You cannot compare these CPUs. There are so many differences which affect temps it just isn't possible. Again, I don't see an issue here outside of misinformed assumptions driving these worries. 

The temps you are seeing, this is from a stress test application? If so, gaming is typically LESS than any stress test (see above about assumptions based on bologna).


----------



## andiey (Dec 5, 2019)

EarthDog said:


> The temps you are seeing, this is from a stress test application? If so, gaming is typically LESS than any stress test (see above about assumptions based on bologna).


The 9600K values are obtained by just leaving the system at idle state.

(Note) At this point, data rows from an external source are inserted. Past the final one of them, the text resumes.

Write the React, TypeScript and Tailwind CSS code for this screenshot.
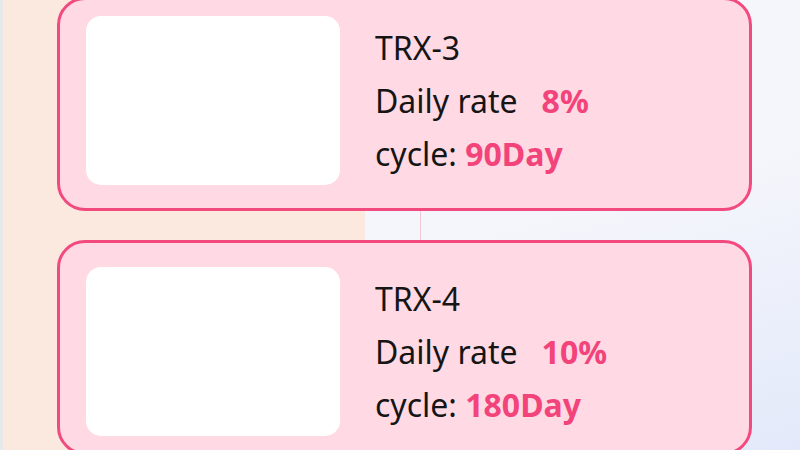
import React from "react";

type Plan = {
  name: string;
  rate: string;
  days: string;
  pad: string;
  height: string;
};

const plans: Plan[] = [
  { name: "TRX-3", rate: "8%", days: "90Day", pad: "pt-[16px]", height: "h-[214px]" },
  { name: "TRX-4", rate: "10%", days: "180Day", pad: "pt-[24px]", height: "h-[215px]" },
];

function PlanCard({ plan }: { plan: Plan }) {
  return (
    <div
      className={`${plan.height} ${plan.pad} w-[695px] shrink-0 rounded-[28px] border-[3px] border-[#f24a7e] bg-[#ffd9e3] pl-[26px] flex items-start`}
    >
      <div className="h-[169px] w-[254px] shrink-0 rounded-[15px] bg-white" />
      <div className="ml-[35px] mt-[5px] flex flex-col text-[32px] leading-[53px] text-[#151515]">
        <span>{plan.name}</span>
        <span>
          Daily rate
          <span className="ml-[24px] font-bold text-[#f2437a]">{plan.rate}</span>
        </span>
        <span>
          cycle: <span className="font-bold text-[#f2437a]">{plan.days}</span>
        </span>
      </div>
    </div>
  );
}

export default function App() {
  return (
    <div
      className="relative h-[450px] w-[800px] overflow-hidden"
      style={{ fontFamily: '"Noto Sans", "Open Sans", sans-serif' }}
    >
      {/* page backdrop: side rail, warm column, cool panel */}
      <div className="absolute inset-0 flex">
        <div className="w-[3px] bg-[#e5e9e9]" />
        <div className="w-[362px] bg-[#fbe9df]" />
        <div className="flex-1 bg-[linear-gradient(165deg,#f5f6fb_45%,#e3e9fa_100%)]" />
      </div>

      <div className="relative -mt-[3px] ml-[57px] flex flex-col">
        <PlanCard plan={plans[0]} />
        <div className="h-[29px] pl-[363px]">
          <div className="h-full w-px bg-[#f1c9d5]" />
        </div>
        <PlanCard plan={plans[1]} />
      </div>
    </div>
  );
}
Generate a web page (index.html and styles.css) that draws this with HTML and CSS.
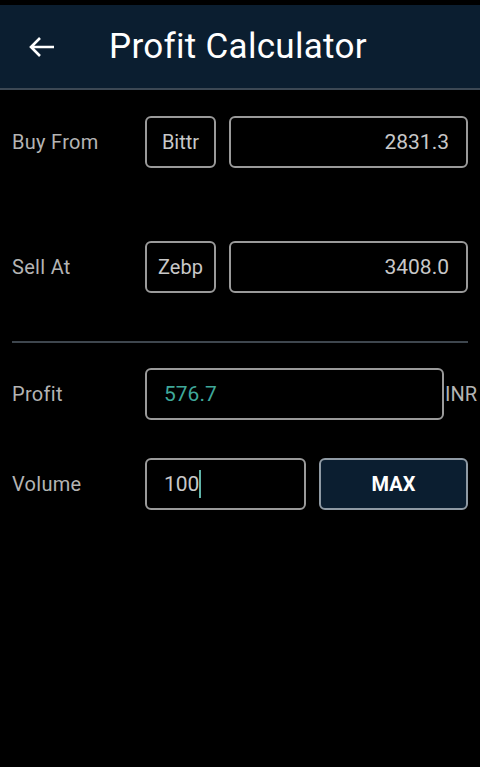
FILE: index.html
```html
<!DOCTYPE html>
<html lang="en">

<head>
    <meta charset="UTF-8">
    <meta name="viewport" content="width=device-width, initial-scale=1.0">
    <title>Profit Calculator</title>
    <link rel="stylesheet" href="styles.css">
</head>

<body>
    <div class="status"></div>
    <header class="toolbar">
        <svg class="back" width="26" height="22" viewBox="0 0 26 22">
            <path d="M25 11H2M11 2L2 11L11 20" fill="none" stroke="#fff" stroke-width="2.6" />
        </svg>
        <h1>Profit Calculator</h1>
    </header>

    <main class="content">
        <div class="row">
            <span class="label">Buy From</span>
            <div class="box exchange">Bittr</div>
            <div class="box price">2831.3</div>
        </div>
        <div class="row sell">
            <span class="label">Sell At</span>
            <div class="box exchange">Zebp</div>
            <div class="box price">3408.0</div>
        </div>

        <hr class="divider">

        <div class="row profit">
            <span class="label">Profit</span>
            <div class="box result">576.7</div>
            <span class="unit">INR</span>
        </div>
        <div class="row volume">
            <span class="label">Volume</span>
            <div class="box amount">100<span class="caret"></span></div>
            <button class="max">MAX</button>
        </div>
    </main>
</body>

</html>
```

FILE: styles.css
```css
body {
    margin: 0;
    background-color: #000;
    font-family: Roboto, "Liberation Sans", sans-serif;
    color: #b4b4b4;
    overflow: hidden;
}

.status {
    height: 5px;
    background-color: #000;
}

.toolbar {
    height: 83px;
    display: flex;
    align-items: center;
    background-color: #0b1e30;
    border-bottom: 2px solid #3c4854;
}

.back {
    margin-left: 29px;
    margin-right: 54px;
}

.toolbar h1 {
    margin: 0;
    font-size: 35px;
    font-weight: 400;
    letter-spacing: 0.3px;
    color: #fff;
}

.content {
    padding: 0 12px;
}

.row {
    display: flex;
    align-items: center;
    height: 52px;
}

.row > * {
    flex-shrink: 0;
}

.row:first-child {
    margin-top: 26px;
}

.sell {
    margin-top: 73px;
}

.label {
    width: 133px;
    font-size: 20px;
    letter-spacing: 0.3px;
}

.box {
    box-sizing: border-box;
    height: 52px;
    border: 2px solid #9a9a9a;
    border-radius: 6px;
    display: flex;
    align-items: center;
    font-size: 20px;
    color: #c8c8c8;
}

.exchange {
    width: 71px;
    justify-content: center;
}

.price {
    width: 239px;
    margin-left: 13px;
    justify-content: flex-end;
    padding-right: 17px;
    font-size: 21px;
}

.divider {
    margin: 48px 0 0;
    border: none;
    border-top: 2px solid #3e464e;
}

.profit {
    margin-top: 25px;
}

.result {
    width: 299px;
    padding-left: 17px;
    color: #3fa89a;
    font-size: 21px;
}

.unit {
    margin-left: 1px;
    font-size: 20px;
}

.volume {
    margin-top: 38px;
}

.amount {
    width: 161px;
    padding-left: 17px;
    font-size: 21px;
}

.caret {
    width: 2px;
    height: 28px;
    background-color: #5fb3a8;
}

.max {
    box-sizing: border-box;
    width: 149px;
    height: 52px;
    margin-left: 13px;
    border: 2px solid #8f9aa4;
    border-radius: 6px;
    background-color: #0b1e30;
    color: #fff;
    font-family: Roboto, "Liberation Sans", sans-serif;
    font-size: 20px;
    font-weight: 700;
}
```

The attached screenshot of the overclocked 3570K shows temp when I was doing just browsing internet.


----------



## EarthDog (Dec 5, 2019)

andiey said:


> The 9600K values are obtained by just leaving the system at idle state.
> 
> The attached screenshot of the overclocked 3570K shows temp when I was doing just browsing internet.

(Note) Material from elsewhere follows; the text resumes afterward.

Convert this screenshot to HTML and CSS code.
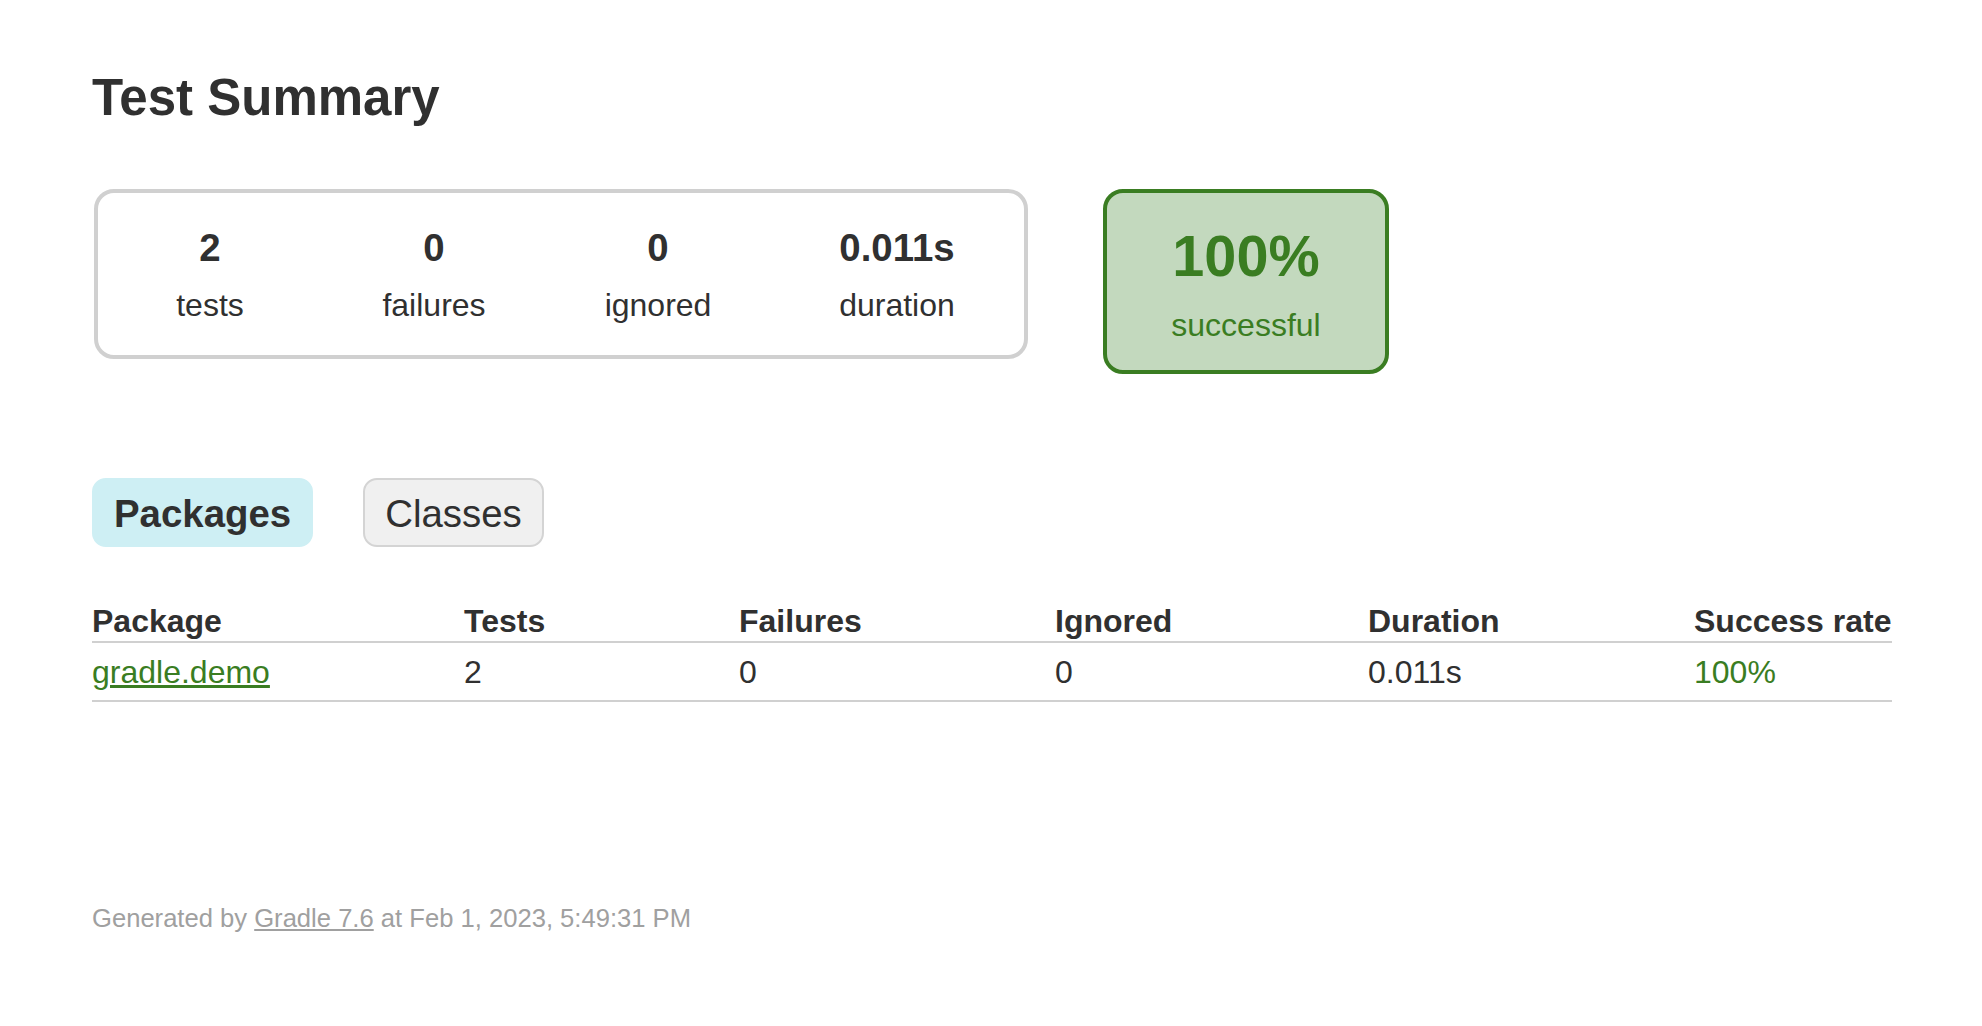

Idle temps, as was told to you previously, are not terribly relevant. Please, let's move on from the past and a chip you cannot compare your new one to and see what actual load temps are in a stress test. I suggest running Aida64 at its default settings and then post up a screenshot of the results. In general we state to keep these CPUs under 90C when stress testing. They will throttle and protect themselves at 100C IIRC.

To put it simply your new CPU does NOT run cooler than your old one. It is what it is.


----------



## oxrufiioxo (Dec 5, 2019)

You should also post a screenshot of your 9600k system.

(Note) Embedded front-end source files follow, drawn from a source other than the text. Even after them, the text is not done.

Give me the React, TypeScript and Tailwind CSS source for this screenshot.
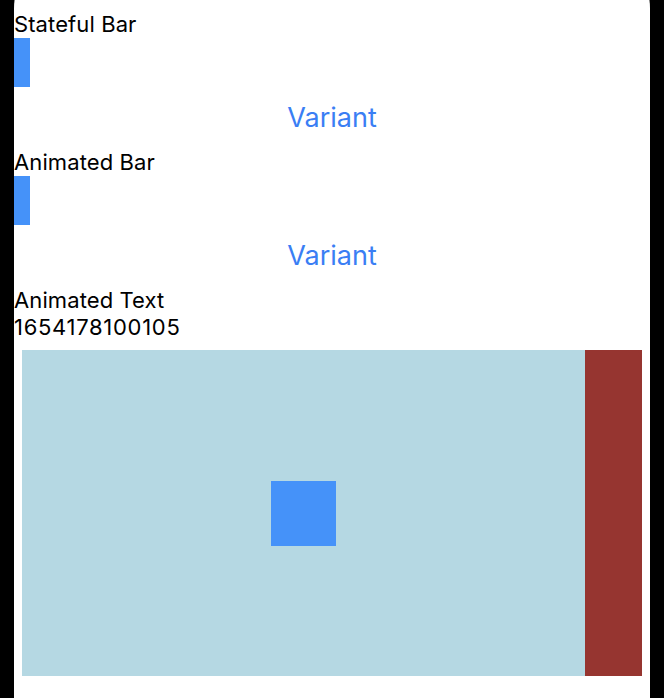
export default function App() {
  return (
    <div className="h-[698px] w-[664px] overflow-hidden bg-black" style={{ fontFamily: "Inter, 'Noto Sans', sans-serif" }}>
      <div className="ml-[14px] -mt-[48px] h-[780px] w-[636px] rounded-t-[56px] bg-white pt-[59px] text-black">
        <p className="text-[22px] leading-[27px] tracking-[0.1px]">Stateful Bar</p>
        <div className="h-[49px] w-[16px] bg-[#4592f9]" />
        <div className="flex h-[62px] items-center justify-center">
          <button className="text-[27px] leading-[32px] text-[#3a7ef4]">Variant</button>
        </div>
        <p className="text-[22px] leading-[27px] tracking-[0.1px]">Animated Bar</p>
        <div className="h-[49px] w-[16px] bg-[#4592f9]" />
        <div className="flex h-[62px] items-center justify-center">
          <button className="text-[27px] leading-[32px] text-[#3a7ef4]">Variant</button>
        </div>
        <p className="text-[22px] leading-[27px] tracking-[0.1px]">Animated Text</p>
        <p className="text-[22px] leading-[27px] tracking-[0.7px]">1654178100105</p>
        <div className="ml-[8px] mt-[9px] flex h-[326px] w-[620px]">
          <div className="flex flex-1 items-center justify-center bg-[#b5d8e3]">
            <div className="h-[65px] w-[65px] bg-[#4592f9]" />
          </div>
          <div className="w-[57px] bg-[#963530]" />
        </div>
      </div>
    </div>
  );
}
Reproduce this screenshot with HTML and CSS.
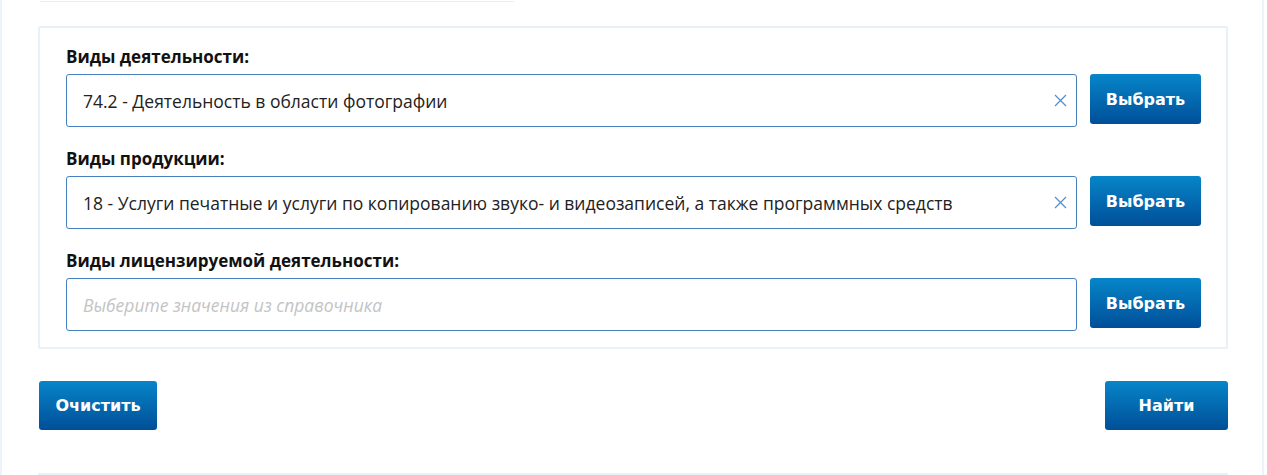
FILE: index.html
```html
<!DOCTYPE html>
<html lang="ru">
<head>
  <meta charset="UTF-8">
  <meta name="viewport" content="width=device-width, initial-scale=1.0">
  <title>Поиск</title>
  <link rel="stylesheet" href="styles.css">
</head>
<body>
  <div class="page">
    <div class="prev-box"></div>

    <div class="panel">
      <div class="field">
        <div class="label">Виды деятельности:</div>
        <div class="row">
          <div class="input">
            <span class="value">74.2 - Деятельность в области фотографии</span>
            <span class="clear">
              <svg width="13" height="13" viewBox="0 0 13 13"><path d="M1 1L12 12M12 1L1 12" stroke="#5b8ec6" stroke-width="1.3" fill="none"/></svg>
            </span>
          </div>
          <button class="btn btn-pick">Выбрать</button>
        </div>
      </div>

      <div class="field">
        <div class="label">Виды продукции:</div>
        <div class="row">
          <div class="input">
            <span class="value">18 - Услуги печатные и услуги по копированию звуко- и видеозаписей, а также программных средств</span>
            <span class="clear">
              <svg width="13" height="13" viewBox="0 0 13 13"><path d="M1 1L12 12M12 1L1 12" stroke="#5b8ec6" stroke-width="1.3" fill="none"/></svg>
            </span>
          </div>
          <button class="btn btn-pick">Выбрать</button>
        </div>
      </div>

      <div class="field">
        <div class="label">Виды лицензируемой деятельности:</div>
        <div class="row">
          <div class="input">
            <span class="placeholder">Выберите значения из справочника</span>
          </div>
          <button class="btn btn-pick">Выбрать</button>
        </div>
      </div>
    </div>

    <div class="actions">
      <button class="btn btn-clear">Очистить</button>
      <button class="btn btn-find">Найти</button>
    </div>

    <div class="next-box"></div>
  </div>
</body>
</html>
```

FILE: styles.css
```css
* {
  box-sizing: border-box;
}
body {
  margin: 0;
  background: #fff;
  font-family: "Open Sans", Arial, sans-serif;
  color: #222;
}
.page {
  width: 1264px;
  height: 475px;
  padding: 0 34px 0 36px;
  border-left: 2px solid #edf3fa;
  border-right: 2px solid #edf3fa;
  overflow: hidden;
}
.prev-box {
  width: 474px;
  height: 2px;
  margin-left: 2px;
  border-bottom: 1px solid #e6eef7;
}
.panel {
  margin-top: 24px;
  border: 2px solid #e8f0f8;
  border-radius: 2px;
  padding: 19px 25px 16px 26px;
  display: flex;
  flex-direction: column;
  gap: 22px;
}
.label {
  font-weight: 700;
  font-size: 17px;
  line-height: 20px;
  margin-bottom: 7px;
  color: #111;
}
.row {
  display: flex;
  gap: 13px;
  align-items: flex-start;
}
.input {
  flex: 1;
  height: 53px;
  border: 1px solid #4680be;
  border-radius: 3px;
  display: flex;
  align-items: center;
  padding: 0 9px 0 16px;
  font-size: 17.5px;
}
.value {
  flex: 1;
  white-space: nowrap;
  overflow: hidden;
}
.placeholder {
  color: #c4c4c4;
  font-style: italic;
}
.clear {
  display: flex;
  margin-left: 10px;
}
.btn {
  border: none;
  border-radius: 3px;
  background: linear-gradient(#0785c9, #004f98);
  color: #fff;
  font-family: "DejaVu Sans", Verdana, sans-serif;
  font-weight: 700;
  font-size: 16px;
  cursor: pointer;
  padding: 0;
}
.btn-pick {
  width: 111px;
  height: 50px;
}
.actions {
  display: flex;
  justify-content: space-between;
  margin-top: 32px;
}
.btn-clear {
  width: 118px;
  height: 49px;
  margin-left: 1px;
}
.btn-find {
  width: 123px;
  height: 49px;
}
.next-box {
  margin-top: 43px;
  height: 10px;
  border-top: 2px solid #e8f0f8;
}
```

Also you seem overly focused on thermal paste it's not what's causing you issues unless you didn't use any at all


----------



## andiey (Dec 5, 2019)

This is the result of the 3570K. The peak temp of all 4 cores during the test are 63, 66, 65, 65.

I can run it on 9600K but given it is so stressing, will my 9600K be damaged?



EarthDog said:


> Idle temps, as was told to you previously, are not terribly relevant. Please, let's move on from the past and a chip you cannot compare your new one to and see what actual load temps are in a stress test. I suggest running Aida64 at its default settings and then post up a screenshot of the results. In general we state to keep these CPUs under 90C when stress testing. They will throttle and protect themselves at 100C IIRC.
> 
> To put it simply your new CPU does NOT run cooler than your old one. It is what it is.


OK


----------



## oxrufiioxo (Dec 5, 2019)

We don't care about your 3570k it has nothing to do with your 9600k. One is an old 22nm CPU that runs extremely cool at stock/xmp settings and the other is a 14nm CPU that has a much higher thermal density.


Your system will shut down before anything bad happens unless you manually went in and set voltage way too high.


----------



## EarthDog (Dec 5, 2019)

andiey said:


> This is the result of the 3570K. The peak temp of all 4 cores during the test are 63, 66, 65, 65.
> 
> I can run it on 9600K but given it is so stressing, will my 9600K be damaged?
> 
> ...


1. Dont care about your 3570k. 
2. No it wont hurt it. Did you see what I said above about temps and throttling?
3. You ran a GPU test... not the cpu test... come on man!
Edit: run aida64 stress test. Nit the gpgpu test (which does have a cpu component)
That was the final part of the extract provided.